HACKGATE DAY 470: Was Leveson’s arm twisted into making his opening statement today?

Judge’s bizarre timing under fire, Cameron’s veracity in doubt

I found Lord Leveson’s opening statement to the enquiry that bears his name this morning quite extraordinary. And I find it impossible to believe that no political pressure at all was brought to bear in ‘helping’ his decision to make the statement.

Having had a counsel elicit devastating evidence the previous day regarding meetings and emails – about which both David Cameron and the unspeakable Jeremy Hunt misled Parliament – for the first time in a process that has taken several months, Leveson felt obliged to ‘clarify’ the significance of the evidence. In fact, what he did was to dilute it by inference.

He may of course be proved right to have done so, but (a) he doesn’t know that now and (b) to intervene on this one occasion just three hours before the subjects of that testimony were to face a barrage of justified questions about propriety at PMQs was at best bizarre, and at worst a judidical attempt to interfere in the workings of Britain’s sovereign body.

David Cameron was quick to seize upon Leveson’s remarks when facing the Opposition leader’s damning observations shortly after noon in the Commons, arguing that Miliband should “let the enquiry take its course”. But there are two gaping holes in this argument: why didn’t Leveson let the enquiry take its course, as opposed to intervening in such an inexplicable manner? And how can there be any excuse for a Minister who tells the House he is releasing all the correspondence about the enquiry…but is later shown to have left out all the incriminating bits?

The problem the Prime Minister faces in this instance is that there is barely a British citizen left who believes his account of the relationship he enjoyed with Newscorp and its senior executives. He refused to give a straight answer to the ‘Christmas lunch’ questions…and his reluctance is now explained in the worst possible way. He refused to damn Andy Coulson…and is now seen to have defended the indefensible. He blithely suggests that he and Rebekah Brooks were not close….omitting to mention that he and Mrs Cameron once left their late son on a beach in the sole care of that woman. He insists that there was no ‘quid pro quo’ between Newscorp support for the Conservative Party in 201o….but is then discovered to have discussed that support with James Murdoch, to have fired Vince Cable for his opinion about Murdoch (now entirely vindicated); to have replaced him with a man whose own website hailed Rupert Murdoch as a genius; but when that replacement’s impropriety comes to light, he defends him to the hilt…rather than firing him.
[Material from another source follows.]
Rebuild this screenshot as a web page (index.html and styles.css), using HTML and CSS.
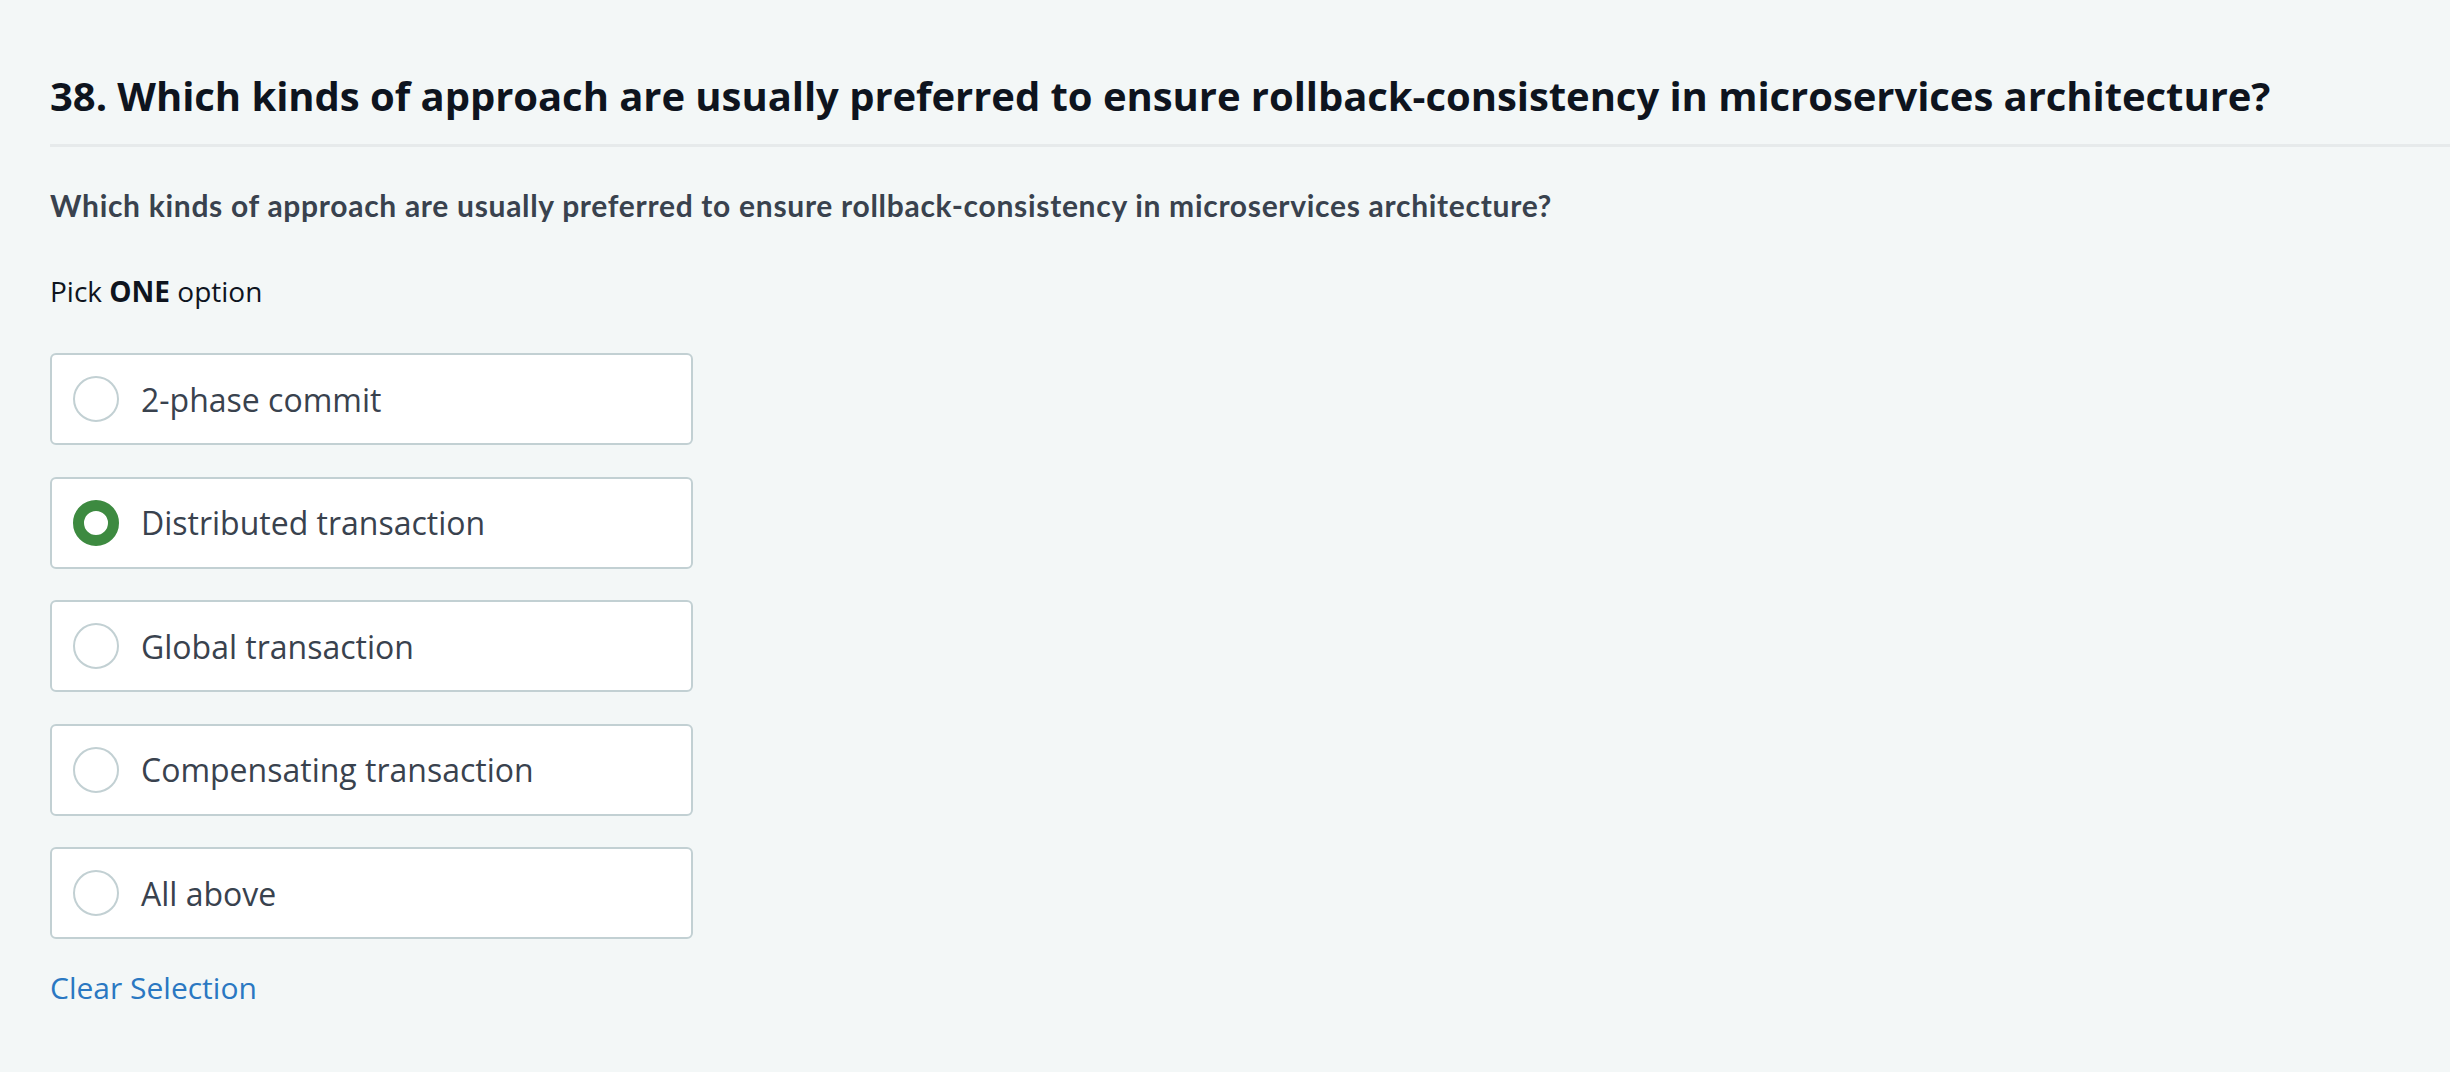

This sequence of events leaves only the Christmas Tree Fairy ready to accept that David Cameron was unbiased in the way Murdoch’s BSkyB bid was treated. And as for an email emanating from Hunt’s office saying that the goal was to arrive at ‘game over’ for opponents of the bid….how else is one to interpret that other than Jeremy Hunt acting as a glorifed rent boy for the Murdochs?

Hunt, being an amoral idiot, says he has done “nothing unethical”. This merely goes to show he has no concept of the meaning of ethics in such a context. When Newscorp’s lobbyist Frederic Michel referred to Hunt’s tip-off about progress as ‘illegal actually!’ James Murdoch told Leveson Counsel Robert Jay, “Look, I don’t understand the niceties of Westminster…it was obviously just a joke”. But there is no greater sick joke in 2012 than the way these profoundly disgusting people – Murdoch, Michel, Hunt, Cameron – expect us to believe such obvious rubbish.

We should not see these soon-to-be cadavers cavorting about on the scaffold as in any way unrelated to the social, fiscal, financial, and economic problems of the West in general and Europe in particular. They are all part of the same decadent, obscenely degenerate Undead running the affairs of our unfortunate planet Earth: Blankfein, Lagarde, Sarkozy, Draghi, Merkel, Geithner, Putin, Swan, Gillard, Mandelson, van Rompuy, Diamond and a few thousand others determined to do for us – we know not why. But until they are all a distant, nigthmarish memory, we will never have charge of our own destinies again.